Les contrats économiques, une qualification juridique en trompe l’œil

  • Il y a d’abord un artifice. En effet, le recours au ctt ne modifie pas la réalité de la relation institutionnelle entre les acteurs.

Le ctt sert à masquer une relation juridique qui reste unilatérale (notamment quand l’Etat est à la manœuvre, le point de vue de l’Etat finit par l’emporter). On parle d’instrumentalisation des CT par l’Etat.

  • D’un point de vue cttx, on s’aperçoit que le JA a eu tendance à requalifier des procédures en apparence contractuelles.

Il insiste essentiellement sur leur dimension unilatérale. C’est le cas des accords sur les prix. CE 1974 VALLET où le CE a estimé que, de cet ensemble complexe, il ne fallait retenir qu’un élément à savoir l’arrêté par lequel le ministre approuve les accords de prix.

  • Dans certains cas, c’est la loi qui organise un conventionnement mais qui prévoit que le résultat des négociations devra être approuvé par un arrêté ministériel.
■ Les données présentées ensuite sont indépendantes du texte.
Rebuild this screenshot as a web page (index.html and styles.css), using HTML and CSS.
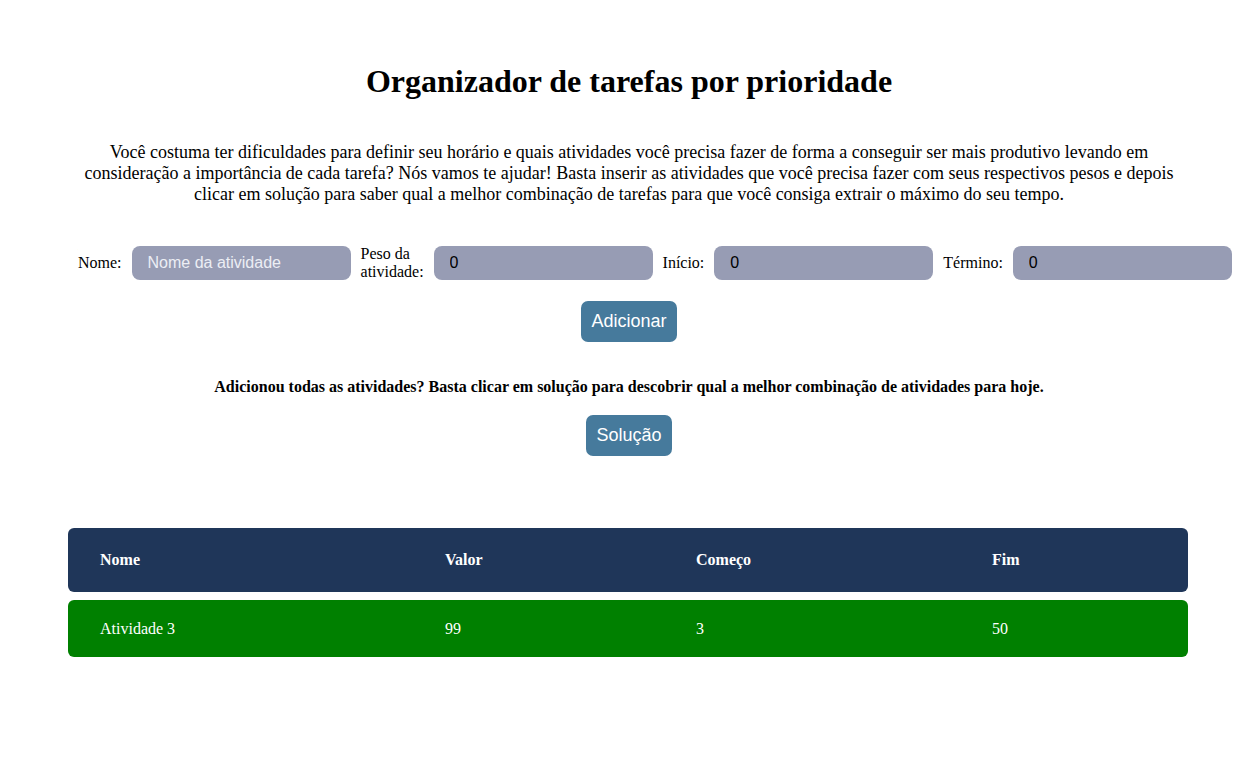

Dans ce cas-là, le CE a jugé qu’il fallait voir dans le résultat de ces négociations non pas un ctt mais une décision unilatérale à caractère réglementaire prise en accord avec les organisations syndicales. L’existence d’une négociation est purement et simplement niée par le CE qui en fait une phase préparatoire, ensuite incorporée par l’arrêté. CE 1997 SYNDICAT DES MÉDECINS D’AIX (en matière de droit de la sécurité sociale) : il a jugé, à propos des conventions conclues entre les caisses nationales de Sécu et les syndicats de médecins, que l’arrêté ministériel qui approuvait les conventions donnait une portée juridique à ces conventions et leur conférait les effets juridiques d’un acte réglementaire. Dans tous les cas, ce positionnement tend à résoudre une difficulté : ces conventions sont susceptibles d’intéresser les tiers. Le fait de ne retenir que l’acte unilatéral qui vient ratifier la convention permet d’ouvrir le REP contre ces conventions.

  • Dans ces nouveaux modes d’action publique, le recours au ctt n’est qu’une forme de paravent et le fond de l’affaire reste contractuel. On peut citer la manière dont l’Etat a géré l’opération « Université de Lille ». L’Etat a investi dans ce projet avec les régions, mais a décidé du financement. Les régions devaient financer le développement des universités.
  • Cette contractualisation dont les effets juridiques sont ambigus n’est pas non plus toujours un instrument très efficace. On peut prendre un exemple dénoncé à longueur de rapport par la Cour des comptes, c’est la politique des aides publiques aux etps. Par cette politique de contractualisation, elle a montré que s’est développé une répartition des compétences parallèle à la répartition prévue par la loi. On ne sait pas qui intervient et comment pour mettre en œuvre des systèmes d’aides publiques.
  • Le dernier pb posé par la contractualisation, c’est que l’Etat devient partenaire des CT sur des projets qu’ils portent en commun. Du coup, il perd de vue sa mission à l’égard des CT à savoir de vérifier la manière dont ces dernières appliquent la loi et d’exercer sur elles une tutelle. L’Etat ne l’exerce plus car sur de nombreuses opérations, au lieu d’être au-dessus, l’Etat œuvre comme partenaire (malgré l’article 72 de la C°). Au lieu de contrôler, l’Etat couvre.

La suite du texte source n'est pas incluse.